* **SHORT PROBLEM**
Each line of the listing must be transcribed exactly, except for the images, which should be excluded.

* **MATERIAL**
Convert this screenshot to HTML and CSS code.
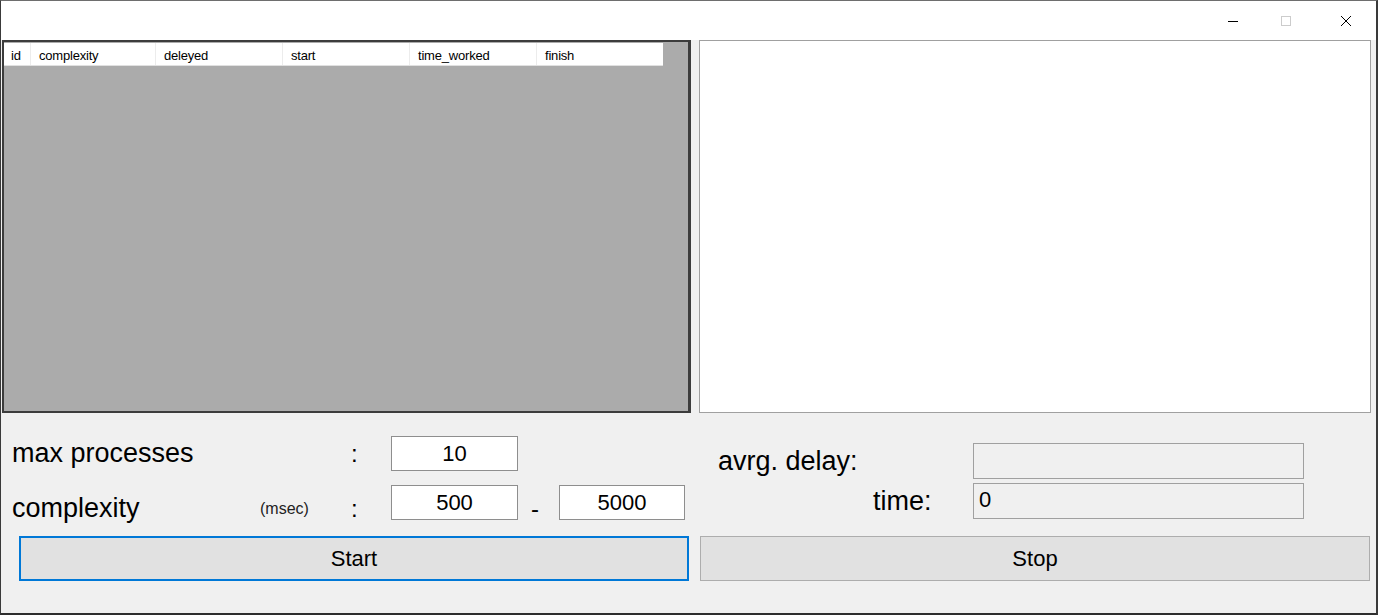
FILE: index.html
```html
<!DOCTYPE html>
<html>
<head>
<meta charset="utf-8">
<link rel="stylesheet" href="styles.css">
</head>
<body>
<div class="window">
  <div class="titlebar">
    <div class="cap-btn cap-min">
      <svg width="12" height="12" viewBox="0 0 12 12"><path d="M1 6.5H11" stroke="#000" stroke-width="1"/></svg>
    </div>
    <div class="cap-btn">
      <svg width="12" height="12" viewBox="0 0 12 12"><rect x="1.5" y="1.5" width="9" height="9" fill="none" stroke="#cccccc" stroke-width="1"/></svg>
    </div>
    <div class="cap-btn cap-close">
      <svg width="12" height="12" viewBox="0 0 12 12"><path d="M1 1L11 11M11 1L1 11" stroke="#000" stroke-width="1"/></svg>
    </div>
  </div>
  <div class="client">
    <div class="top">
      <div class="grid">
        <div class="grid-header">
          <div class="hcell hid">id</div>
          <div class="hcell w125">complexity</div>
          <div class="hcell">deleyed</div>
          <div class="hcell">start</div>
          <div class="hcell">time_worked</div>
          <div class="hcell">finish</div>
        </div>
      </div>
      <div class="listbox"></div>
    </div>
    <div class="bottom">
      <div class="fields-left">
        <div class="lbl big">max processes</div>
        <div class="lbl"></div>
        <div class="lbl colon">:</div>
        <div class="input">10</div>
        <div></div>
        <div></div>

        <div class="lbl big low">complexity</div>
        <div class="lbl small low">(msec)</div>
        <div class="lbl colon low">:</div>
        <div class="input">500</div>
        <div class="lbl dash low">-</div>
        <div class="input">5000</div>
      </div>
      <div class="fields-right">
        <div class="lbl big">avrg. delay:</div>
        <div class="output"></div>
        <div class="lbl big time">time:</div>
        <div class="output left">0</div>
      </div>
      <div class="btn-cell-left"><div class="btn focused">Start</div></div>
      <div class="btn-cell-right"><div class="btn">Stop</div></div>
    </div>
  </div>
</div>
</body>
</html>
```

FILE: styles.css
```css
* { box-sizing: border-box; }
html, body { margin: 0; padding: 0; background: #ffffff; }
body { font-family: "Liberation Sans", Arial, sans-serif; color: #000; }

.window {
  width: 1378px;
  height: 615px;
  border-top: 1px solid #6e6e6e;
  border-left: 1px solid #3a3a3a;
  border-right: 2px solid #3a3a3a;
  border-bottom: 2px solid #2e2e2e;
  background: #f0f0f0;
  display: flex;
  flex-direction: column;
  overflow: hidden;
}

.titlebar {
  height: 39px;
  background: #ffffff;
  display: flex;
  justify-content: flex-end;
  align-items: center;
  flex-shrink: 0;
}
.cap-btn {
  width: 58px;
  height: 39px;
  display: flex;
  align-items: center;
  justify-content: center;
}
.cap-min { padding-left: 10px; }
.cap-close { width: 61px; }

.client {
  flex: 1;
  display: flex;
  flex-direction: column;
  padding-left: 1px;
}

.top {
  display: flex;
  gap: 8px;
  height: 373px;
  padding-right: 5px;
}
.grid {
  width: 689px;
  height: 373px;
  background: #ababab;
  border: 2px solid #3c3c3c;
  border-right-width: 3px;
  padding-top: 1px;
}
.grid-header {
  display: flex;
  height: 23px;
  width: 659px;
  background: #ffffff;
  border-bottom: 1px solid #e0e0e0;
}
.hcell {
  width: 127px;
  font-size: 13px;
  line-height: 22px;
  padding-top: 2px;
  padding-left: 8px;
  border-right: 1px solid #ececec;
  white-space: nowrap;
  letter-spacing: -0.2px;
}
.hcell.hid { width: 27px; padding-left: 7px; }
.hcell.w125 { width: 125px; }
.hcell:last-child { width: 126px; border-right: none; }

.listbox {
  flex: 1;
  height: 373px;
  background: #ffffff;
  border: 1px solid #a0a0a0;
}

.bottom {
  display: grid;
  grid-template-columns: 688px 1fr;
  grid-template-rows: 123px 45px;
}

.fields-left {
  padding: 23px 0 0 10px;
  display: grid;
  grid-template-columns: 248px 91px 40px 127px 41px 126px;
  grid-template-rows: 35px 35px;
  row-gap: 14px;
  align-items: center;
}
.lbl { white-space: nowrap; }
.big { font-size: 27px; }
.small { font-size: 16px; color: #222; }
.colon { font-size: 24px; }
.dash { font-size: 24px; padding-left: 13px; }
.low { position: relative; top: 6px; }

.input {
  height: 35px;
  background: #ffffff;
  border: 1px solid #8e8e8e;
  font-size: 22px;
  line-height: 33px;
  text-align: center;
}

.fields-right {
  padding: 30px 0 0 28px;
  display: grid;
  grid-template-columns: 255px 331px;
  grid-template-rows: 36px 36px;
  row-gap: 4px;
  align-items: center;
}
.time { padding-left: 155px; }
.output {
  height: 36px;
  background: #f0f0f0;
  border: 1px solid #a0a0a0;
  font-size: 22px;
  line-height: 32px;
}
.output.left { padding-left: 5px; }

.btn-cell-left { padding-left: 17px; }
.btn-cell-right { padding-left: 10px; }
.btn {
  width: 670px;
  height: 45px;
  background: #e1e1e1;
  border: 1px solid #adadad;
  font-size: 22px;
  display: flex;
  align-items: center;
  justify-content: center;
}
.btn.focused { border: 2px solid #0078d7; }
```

* **EXERCISE RESULT**
Convert this screenshot to HTML and CSS code.
FILE: index.html
```html
<!DOCTYPE html>
<html>
<head>
<meta charset="utf-8">
<link rel="stylesheet" href="styles.css">
</head>
<body>
<div class="window">
  <div class="titlebar">
    <div class="cap-btn cap-min">
      <svg width="12" height="12" viewBox="0 0 12 12"><path d="M1 6.5H11" stroke="#000" stroke-width="1"/></svg>
    </div>
    <div class="cap-btn">
      <svg width="12" height="12" viewBox="0 0 12 12"><rect x="1.5" y="1.5" width="9" height="9" fill="none" stroke="#cccccc" stroke-width="1"/></svg>
    </div>
    <div class="cap-btn cap-close">
      <svg width="12" height="12" viewBox="0 0 12 12"><path d="M1 1L11 11M11 1L1 11" stroke="#000" stroke-width="1"/></svg>
    </div>
  </div>
  <div class="client">
    <div class="top">
      <div class="grid">
        <div class="grid-header">
          <div class="hcell hid">id</div>
          <div class="hcell w125">complexity</div>
          <div class="hcell">deleyed</div>
          <div class="hcell">start</div>
          <div class="hcell">time_worked</div>
          <div class="hcell">finish</div>
        </div>
      </div>
      <div class="listbox"></div>
    </div>
    <div class="bottom">
      <div class="fields-left">
        <div class="lbl big">max processes</div>
        <div class="lbl"></div>
        <div class="lbl colon">:</div>
        <div class="input">10</div>
        <div></div>
        <div></div>

        <div class="lbl big low">complexity</div>
        <div class="lbl small low">(msec)</div>
        <div class="lbl colon low">:</div>
        <div class="input">500</div>
        <div class="lbl dash low">-</div>
        <div class="input">5000</div>
      </div>
      <div class="fields-right">
        <div class="lbl big">avrg. delay:</div>
        <div class="output"></div>
        <div class="lbl big time">time:</div>
        <div class="output left">0</div>
      </div>
      <div class="btn-cell-left"><div class="btn focused">Start</div></div>
      <div class="btn-cell-right"><div class="btn">Stop</div></div>
    </div>
  </div>
</div>
</body>
</html>
```

FILE: styles.css
```css
* { box-sizing: border-box; }
html, body { margin: 0; padding: 0; background: #ffffff; }
body { font-family: "Liberation Sans", Arial, sans-serif; color: #000; }

.window {
  width: 1378px;
  height: 615px;
  border-top: 1px solid #6e6e6e;
  border-left: 1px solid #3a3a3a;
  border-right: 2px solid #3a3a3a;
  border-bottom: 2px solid #2e2e2e;
  background: #f0f0f0;
  display: flex;
  flex-direction: column;
  overflow: hidden;
}

.titlebar {
  height: 39px;
  background: #ffffff;
  display: flex;
  justify-content: flex-end;
  align-items: center;
  flex-shrink: 0;
}
.cap-btn {
  width: 58px;
  height: 39px;
  display: flex;
  align-items: center;
  justify-content: center;
}
.cap-min { padding-left: 10px; }
.cap-close { width: 61px; }

.client {
  flex: 1;
  display: flex;
  flex-direction: column;
  padding-left: 1px;
}

.top {
  display: flex;
  gap: 8px;
  height: 373px;
  padding-right: 5px;
}
.grid {
  width: 689px;
  height: 373px;
  background: #ababab;
  border: 2px solid #3c3c3c;
  border-right-width: 3px;
  padding-top: 1px;
}
.grid-header {
  display: flex;
  height: 23px;
  width: 659px;
  background: #ffffff;
  border-bottom: 1px solid #e0e0e0;
}
.hcell {
  width: 127px;
  font-size: 13px;
  line-height: 22px;
  padding-top: 2px;
  padding-left: 8px;
  border-right: 1px solid #ececec;
  white-space: nowrap;
  letter-spacing: -0.2px;
}
.hcell.hid { width: 27px; padding-left: 7px; }
.hcell.w125 { width: 125px; }
.hcell:last-child { width: 126px; border-right: none; }

.listbox {
  flex: 1;
  height: 373px;
  background: #ffffff;
  border: 1px solid #a0a0a0;
}

.bottom {
  display: grid;
  grid-template-columns: 688px 1fr;
  grid-template-rows: 123px 45px;
}

.fields-left {
  padding: 23px 0 0 10px;
  display: grid;
  grid-template-columns: 248px 91px 40px 127px 41px 126px;
  grid-template-rows: 35px 35px;
  row-gap: 14px;
  align-items: center;
}
.lbl { white-space: nowrap; }
.big { font-size: 27px; }
.small { font-size: 16px; color: #222; }
.colon { font-size: 24px; }
.dash { font-size: 24px; padding-left: 13px; }
.low { position: relative; top: 6px; }

.input {
  height: 35px;
  background: #ffffff;
  border: 1px solid #8e8e8e;
  font-size: 22px;
  line-height: 33px;
  text-align: center;
}

.fields-right {
  padding: 30px 0 0 28px;
  display: grid;
  grid-template-columns: 255px 331px;
  grid-template-rows: 36px 36px;
  row-gap: 4px;
  align-items: center;
}
.time { padding-left: 155px; }
.output {
  height: 36px;
  background: #f0f0f0;
  border: 1px solid #a0a0a0;
  font-size: 22px;
  line-height: 32px;
}
.output.left { padding-left: 5px; }

.btn-cell-left { padding-left: 17px; }
.btn-cell-right { padding-left: 10px; }
.btn {
  width: 670px;
  height: 45px;
  background: #e1e1e1;
  border: 1px solid #adadad;
  font-size: 22px;
  display: flex;
  align-items: center;
  justify-content: center;
}
.btn.focused { border: 2px solid #0078d7; }
```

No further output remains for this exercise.